Los combustibles fósiles alcanzan aún el 90 % de las exportaciones azeríes. La del país es, además, una de las diez economías más dependientes del gas y el petróleo. A día de hoy, proyecta reformar su modelo energético y subir hasta el 30 %, desde el 7 actual, el origen renovable de su electricidad. También las fachadas del sudeste de la capital —la «Ciudad Negra» del hollín— se van a restaurar. En la foto, pozos abandonados en Bakú. Clic aquí.
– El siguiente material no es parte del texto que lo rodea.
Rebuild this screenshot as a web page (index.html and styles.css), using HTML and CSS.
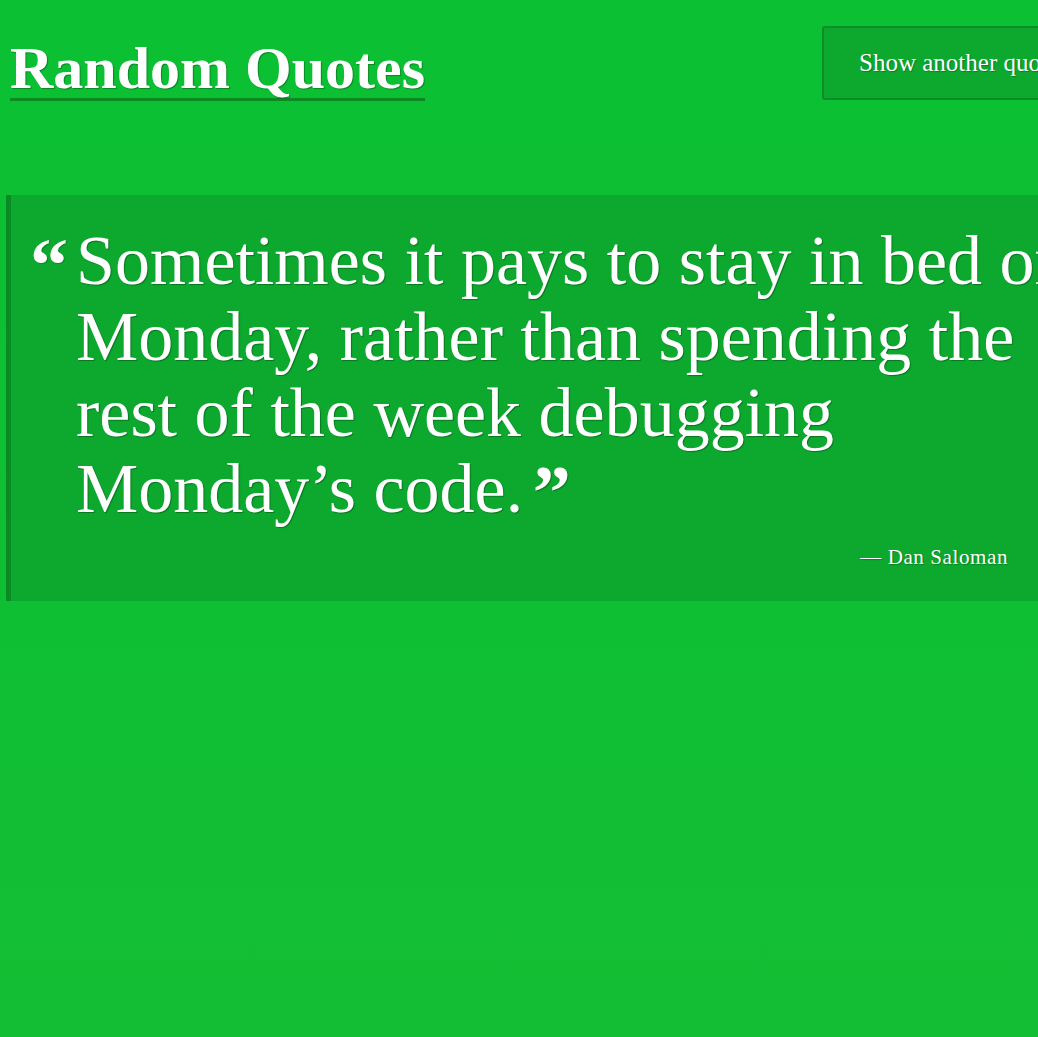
FILE: index.html
```html
<!DOCTYPE html>
<html lang="en">
<head>
<meta charset="utf-8">
<title>Random Quotes</title>
<link rel="stylesheet" href="styles.css">
</head>
<body>
  <header class="header">
    <h1 class="title">Random Quotes</h1>
    <button class="next-btn" type="button">Show another quote</button>
  </header>
  <main class="main">
    <blockquote class="quote">
      <div class="quote-body">
        <span class="quote-open">“</span>
        <p class="quote-text">Sometimes it pays to stay in bed on Monday, rather than spending the rest of the week debugging Monday’s code. <span class="quote-close">”</span></p>
      </div>
      <footer class="quote-author">— Dan Saloman</footer>
    </blockquote>
  </main>
</body>
</html>
```

FILE: styles.css
```css
html {
  overflow: hidden;
  height: 100%;
}

body {
  margin: 0;
  min-height: 100%;
  background: linear-gradient(180deg, #0bc032 0%, #0fbf33 60%, #14be34 100%);
  color: #ffffff;
  font-family: "Liberation Serif", "Times New Roman", serif;
}

.header {
  display: flex;
  align-items: flex-start;
  width: 1086px;
  padding: 26px 10px 0 10px;
}

.title {
  margin: 12px 0 0 0;
  font-size: 60px;
  line-height: 60px;
  font-weight: 700;
  border-bottom: 3px solid #0b8a24;
  text-shadow: 1px 1px 1px rgba(0, 0, 0, 0.3);
}

.next-btn {
  margin-left: auto;
  height: 74px;
  padding: 0 35px;
  background: #0ca92e;
  color: #ffffff;
  border: 2px solid #0a8f26;
  border-radius: 3px;
  font-family: "Liberation Serif", "Times New Roman", serif;
  font-size: 25px;
  text-shadow: 1px 1px 1px rgba(0, 0, 0, 0.25);
  white-space: nowrap;
}

.main {
  padding-top: 94px;
}

.quote {
  margin: 0 0 0 6px;
  padding: 28px 30px 31px 19px;
  background: #0ca92e;
  border-left: 5px solid #0a8a22;
}

.quote-body {
  display: flex;
  align-items: flex-start;
}

.quote-open {
  width: 46px;
  flex: none;
  font-size: 76px;
  font-weight: 700;
  line-height: 76px;
  margin-top: 4px;
  text-shadow: 1px 1px 1px rgba(0, 0, 0, 0.2);
}

.quote-text {
  margin: 0;
  width: 1040px;
  flex: none;
  font-size: 70px;
  line-height: 76px;
  text-shadow: 1px 1px 1px rgba(0, 0, 0, 0.3);
}

.quote-close {
  font-weight: 700;
  font-size: 76px;
  line-height: 0;
  vertical-align: -6px;
  margin-left: -8px;
}

.quote-author {
  margin-top: 18px;
  text-align: right;
  font-size: 21px;
  letter-spacing: 0.6px;
  text-shadow: 1px 1px 1px rgba(0, 0, 0, 0.25);
}
```
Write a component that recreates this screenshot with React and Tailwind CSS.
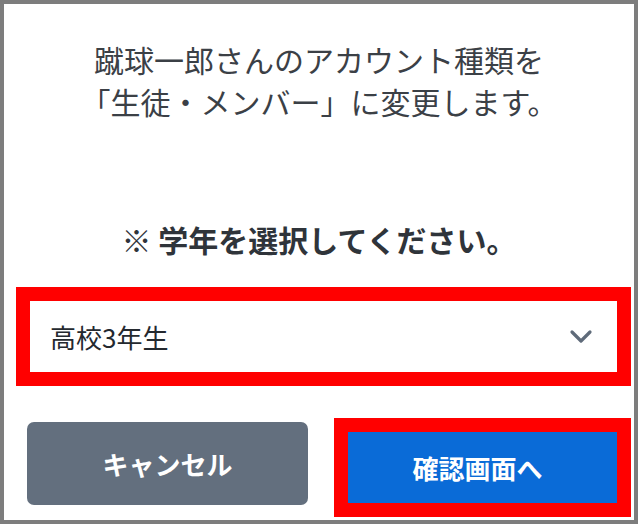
import React, { useState } from "react";

const font = { fontFamily: '"Noto Sans CJK JP", "Noto Sans", sans-serif' };

const ChevronDown = () => (
  <svg width="24" height="15" viewBox="0 0 24 15" fill="none">
    <path d="M3 3 L12 12 L21 3" stroke="#5f6b7a" strokeWidth="3.2" strokeLinecap="round" strokeLinejoin="round" />
  </svg>
);

export default function App() {
  const [grade] = useState("高校3年生");

  return (
    <div className="w-[642px] h-[528px] bg-white" style={font}>
      <div className="w-[638px] h-[524px] border-4 border-[#7d7d7d] bg-white flex flex-col">
        {/* message */}
        <div className="pt-[34px] text-center text-[30px] leading-[42px] text-[#3b4046]">
          <p>蹴球一郎さんのアカウント種類を</p>
          <p>「生徒・メンバー」に変更します。</p>
        </div>

        <p className="mt-[96px] text-center text-[30px] leading-[42px] font-bold text-[#2f343a]">
          ※ 学年を選択してください。
        </p>

        {/* grade select */}
        <div className="mt-[27px] ml-[12px] w-[615px] h-[99px] border-[14px] border-[#ff0000]">
          <div className="h-full bg-white flex items-center justify-between pl-[20px] pr-[24px]">
            <span className="text-[26px] text-[#24292f]">{grade}</span>
            <ChevronDown />
          </div>
        </div>

        {/* buttons */}
        <div className="mt-[32px] flex items-start">
          <button className="mt-[4px] ml-[23px] w-[281px] h-[83px] rounded-[7px] bg-[#636f7e] text-white text-[26px] font-bold">
            キャンセル
          </button>
          <div className="ml-[26px] w-[297px] h-[99px] border-[14px] border-[#ff0000]">
            <button className="w-full h-full pr-[10px] bg-[#0a6bd7] text-white text-[26px] font-bold">
              確認画面へ
            </button>
          </div>
        </div>
      </div>
    </div>
  );
}
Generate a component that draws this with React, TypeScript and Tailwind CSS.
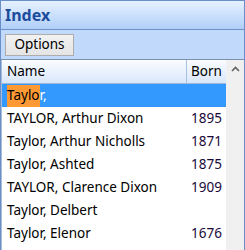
import React from 'react';

const rows = [
  { name: 'TAYLOR, Arthur Dixon', born: '1895' },
  { name: 'Taylor, Arthur Nicholls', born: '1871' },
  { name: 'Taylor, Ashted', born: '1875' },
  { name: 'TAYLOR, Clarence Dixon', born: '1909' },
  { name: 'Taylor, Delbert', born: '' },
  { name: 'Taylor, Elenor', born: '1676' },
];

export default function App() {
  return (
    <div className="w-[245px] h-[250px] overflow-hidden flex flex-col border-x border-t border-[#6a8fc8] bg-white font-['Noto_Sans',sans-serif] text-[13.5px] text-black">
      {/* Title */}
      <div className="h-[29px] shrink-0 flex items-center pl-[4px] bg-gradient-to-b from-[#e6f1ff] to-[#b0cff8] border-b border-[#6f93c9]">
        <span className="text-[16px] font-bold text-[#1d4c9c] leading-none">Index</span>
      </div>

      {/* Toolbar */}
      <div className="h-[30px] shrink-0 bg-[#c1dafc] pl-[4px] pt-[4px] border-b border-[#7d90ab]">
        <button className="h-[22px] w-[69px] border border-[#adadad] bg-gradient-to-b from-[#f2f2f2] to-[#e4e4e4] text-[13.5px] leading-none text-black">
          Options
        </button>
      </div>

      {/* List */}
      <div className="flex-1 flex min-h-0 border-l border-[#a9bdd6]">
        <div className="flex-1 min-w-0">
          <div className="h-[24px] flex bg-gradient-to-b from-[#fafcff] to-[#d9e7fb] border-b border-[#9db8e0]">
            <div className="w-[185px] flex items-center pl-[5px] border-r border-[#a7c0e6]">Name</div>
            <div className="flex-1 flex items-center pl-[4px]">Born</div>
          </div>
          <div className="h-[23px] flex items-center bg-[#3399ff] pl-[5px]">
            <span className="bg-[#ff9933] h-[22px] flex items-center text-black">Taylo</span>
            <span className="text-white">r,</span>
          </div>
          {rows.map((r) => (
            <div key={r.name} className="h-[23px] flex items-center">
              <div className="w-[186px] pl-[5px] whitespace-nowrap">{r.name}</div>
              <div className="flex-1 text-right pr-[4px] text-[#1a0a3a]">{r.born}</div>
            </div>
          ))}
        </div>
        <div className="w-[18px] shrink-0 bg-[#f0f0f0] flex justify-center pt-[6px]">
          <svg width="9" height="6" viewBox="0 0 9 6">
            <path d="M1 5 L4.5 1.5 L8 5" fill="none" stroke="#606060" strokeWidth="1.6" />
          </svg>
        </div>
      </div>
    </div>
  );
}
Tamara y José, armenios y cristianos: dos rencores atávicos del pueblo azerbaiyano que ni la niña ni la joven liberada son capaces de olvidar. Lo mejor es que el padre, cuando Zuleika junta fuerzas por fin para hablarle, responde solamente: «Serás boba, ¿creías que te iba a matar porque quieres casarte con un cristiano? […] ¿Me crees petrificado en el pasado?». Y la propia Banine, bien entrada en los cincuenta, acabó convertida en católica. Quizás al hacernos mayores aprendamos de algún modo a perdonar y mirar con otros ojos; pero, para entonces, hace mucho que forjamos a los hijos en la ancestral enemistad. Quiero pensar que más contacto entre el niño y el anciano rompería tal vez ese círculo vicioso, pero las maldiciones de la abuela de Banine dejan poco espacio a la ilusión. Probemos, aun así, pues uno y otro saldrán tan mejorados que no importa un pequeño fracaso.